What the exercise asks. Quote verbatim the span of lines that begins the listing below and closes with the line containing "const [preferred, standard] = rates;".

Supplied material.
— BEGIN —
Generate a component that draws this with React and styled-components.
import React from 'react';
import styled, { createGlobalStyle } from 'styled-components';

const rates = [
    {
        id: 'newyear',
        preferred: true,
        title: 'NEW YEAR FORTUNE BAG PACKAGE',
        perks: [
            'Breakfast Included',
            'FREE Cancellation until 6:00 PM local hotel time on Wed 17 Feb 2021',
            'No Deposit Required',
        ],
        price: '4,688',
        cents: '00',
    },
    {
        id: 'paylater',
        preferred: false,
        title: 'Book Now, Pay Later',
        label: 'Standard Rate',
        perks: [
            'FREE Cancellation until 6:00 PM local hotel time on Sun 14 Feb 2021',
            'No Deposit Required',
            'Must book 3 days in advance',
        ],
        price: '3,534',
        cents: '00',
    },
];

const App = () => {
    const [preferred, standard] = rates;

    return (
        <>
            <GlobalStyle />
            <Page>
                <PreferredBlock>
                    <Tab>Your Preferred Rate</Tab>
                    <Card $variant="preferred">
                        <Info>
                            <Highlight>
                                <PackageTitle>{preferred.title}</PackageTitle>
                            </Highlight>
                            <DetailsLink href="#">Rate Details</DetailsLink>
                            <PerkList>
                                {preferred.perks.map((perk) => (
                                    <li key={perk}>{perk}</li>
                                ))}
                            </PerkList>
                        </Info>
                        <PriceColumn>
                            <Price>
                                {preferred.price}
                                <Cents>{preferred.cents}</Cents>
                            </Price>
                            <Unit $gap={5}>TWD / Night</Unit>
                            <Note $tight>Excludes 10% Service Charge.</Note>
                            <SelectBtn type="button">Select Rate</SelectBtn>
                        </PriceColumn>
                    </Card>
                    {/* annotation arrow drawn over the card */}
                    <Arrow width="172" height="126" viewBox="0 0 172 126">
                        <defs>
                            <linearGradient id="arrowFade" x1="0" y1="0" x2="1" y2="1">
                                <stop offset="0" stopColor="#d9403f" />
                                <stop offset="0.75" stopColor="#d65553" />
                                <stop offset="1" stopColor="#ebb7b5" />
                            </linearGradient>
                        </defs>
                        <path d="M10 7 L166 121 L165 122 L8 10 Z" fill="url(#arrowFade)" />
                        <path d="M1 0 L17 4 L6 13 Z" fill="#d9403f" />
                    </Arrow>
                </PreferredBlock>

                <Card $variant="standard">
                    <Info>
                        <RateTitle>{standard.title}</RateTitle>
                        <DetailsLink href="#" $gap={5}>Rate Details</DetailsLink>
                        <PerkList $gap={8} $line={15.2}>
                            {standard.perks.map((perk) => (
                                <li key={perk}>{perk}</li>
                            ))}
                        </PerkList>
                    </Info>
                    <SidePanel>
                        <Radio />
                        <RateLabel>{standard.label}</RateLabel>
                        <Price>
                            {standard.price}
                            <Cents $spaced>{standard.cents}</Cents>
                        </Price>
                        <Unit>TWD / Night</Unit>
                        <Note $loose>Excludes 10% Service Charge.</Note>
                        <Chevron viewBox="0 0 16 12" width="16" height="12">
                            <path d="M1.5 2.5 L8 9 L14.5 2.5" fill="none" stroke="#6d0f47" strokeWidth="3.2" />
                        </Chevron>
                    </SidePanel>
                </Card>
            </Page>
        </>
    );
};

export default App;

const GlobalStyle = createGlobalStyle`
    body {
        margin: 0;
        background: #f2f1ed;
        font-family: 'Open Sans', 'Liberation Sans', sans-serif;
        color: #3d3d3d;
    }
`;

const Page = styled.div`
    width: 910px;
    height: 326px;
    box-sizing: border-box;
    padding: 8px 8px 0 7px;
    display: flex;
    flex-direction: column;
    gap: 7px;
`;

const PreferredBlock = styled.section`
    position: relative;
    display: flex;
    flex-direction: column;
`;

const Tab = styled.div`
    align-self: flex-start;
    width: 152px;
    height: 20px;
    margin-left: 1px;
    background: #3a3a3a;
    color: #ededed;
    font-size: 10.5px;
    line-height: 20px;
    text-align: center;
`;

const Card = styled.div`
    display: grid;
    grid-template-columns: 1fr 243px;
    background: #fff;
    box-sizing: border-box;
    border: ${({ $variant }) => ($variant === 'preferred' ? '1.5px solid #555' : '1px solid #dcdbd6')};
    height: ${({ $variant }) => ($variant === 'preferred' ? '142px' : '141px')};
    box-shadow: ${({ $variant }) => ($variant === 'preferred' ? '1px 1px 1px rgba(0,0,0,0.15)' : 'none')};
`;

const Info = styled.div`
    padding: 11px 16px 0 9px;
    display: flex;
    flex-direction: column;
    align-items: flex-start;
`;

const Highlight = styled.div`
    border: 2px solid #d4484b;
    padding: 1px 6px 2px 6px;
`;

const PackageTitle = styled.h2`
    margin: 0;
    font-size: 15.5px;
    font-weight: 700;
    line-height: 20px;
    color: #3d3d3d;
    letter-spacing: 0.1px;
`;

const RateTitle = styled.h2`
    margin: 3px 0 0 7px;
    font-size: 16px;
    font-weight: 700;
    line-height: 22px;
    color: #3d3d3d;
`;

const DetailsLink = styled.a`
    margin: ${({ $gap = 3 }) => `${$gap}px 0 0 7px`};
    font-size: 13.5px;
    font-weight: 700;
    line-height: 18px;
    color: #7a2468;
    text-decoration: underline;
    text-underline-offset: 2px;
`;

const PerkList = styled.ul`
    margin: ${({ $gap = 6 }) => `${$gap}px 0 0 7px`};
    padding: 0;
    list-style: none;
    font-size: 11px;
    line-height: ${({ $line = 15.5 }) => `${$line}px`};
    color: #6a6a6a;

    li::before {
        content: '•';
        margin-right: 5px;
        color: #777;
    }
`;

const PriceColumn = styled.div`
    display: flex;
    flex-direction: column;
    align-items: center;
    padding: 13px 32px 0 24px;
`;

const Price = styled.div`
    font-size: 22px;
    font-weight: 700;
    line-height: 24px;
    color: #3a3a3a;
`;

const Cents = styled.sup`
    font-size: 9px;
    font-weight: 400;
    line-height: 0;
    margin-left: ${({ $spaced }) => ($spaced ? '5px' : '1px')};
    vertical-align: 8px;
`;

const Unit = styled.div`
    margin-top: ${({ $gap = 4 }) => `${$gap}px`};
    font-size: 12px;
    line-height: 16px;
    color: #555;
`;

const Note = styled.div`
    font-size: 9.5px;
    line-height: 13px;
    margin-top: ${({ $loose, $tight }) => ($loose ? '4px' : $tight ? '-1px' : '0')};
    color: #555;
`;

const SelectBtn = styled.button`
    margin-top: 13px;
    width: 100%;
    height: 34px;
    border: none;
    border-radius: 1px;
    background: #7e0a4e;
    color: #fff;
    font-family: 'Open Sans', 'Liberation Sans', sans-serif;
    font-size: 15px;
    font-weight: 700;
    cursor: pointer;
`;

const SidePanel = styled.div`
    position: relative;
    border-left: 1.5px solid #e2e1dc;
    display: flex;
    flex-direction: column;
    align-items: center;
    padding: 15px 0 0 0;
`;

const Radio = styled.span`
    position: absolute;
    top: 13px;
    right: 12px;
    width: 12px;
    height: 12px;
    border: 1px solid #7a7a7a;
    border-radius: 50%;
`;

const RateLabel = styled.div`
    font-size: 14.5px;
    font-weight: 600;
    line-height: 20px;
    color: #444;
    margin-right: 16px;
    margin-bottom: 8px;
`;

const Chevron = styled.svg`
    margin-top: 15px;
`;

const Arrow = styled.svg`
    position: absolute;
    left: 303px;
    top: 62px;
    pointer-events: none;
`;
— END —
Answer.
Generate a component that draws this with React and styled-components.
import React from 'react';
import styled, { createGlobalStyle } from 'styled-components';

const rates = [
    {
        id: 'newyear',
        preferred: true,
        title: 'NEW YEAR FORTUNE BAG PACKAGE',
        perks: [
            'Breakfast Included',
            'FREE Cancellation until 6:00 PM local hotel time on Wed 17 Feb 2021',
            'No Deposit Required',
        ],
        price: '4,688',
        cents: '00',
    },
    {
        id: 'paylater',
        preferred: false,
        title: 'Book Now, Pay Later',
        label: 'Standard Rate',
        perks: [
            'FREE Cancellation until 6:00 PM local hotel time on Sun 14 Feb 2021',
            'No Deposit Required',
            'Must book 3 days in advance',
        ],
        price: '3,534',
        cents: '00',
    },
];

const App = () => {
    const [preferred, standard] = rates;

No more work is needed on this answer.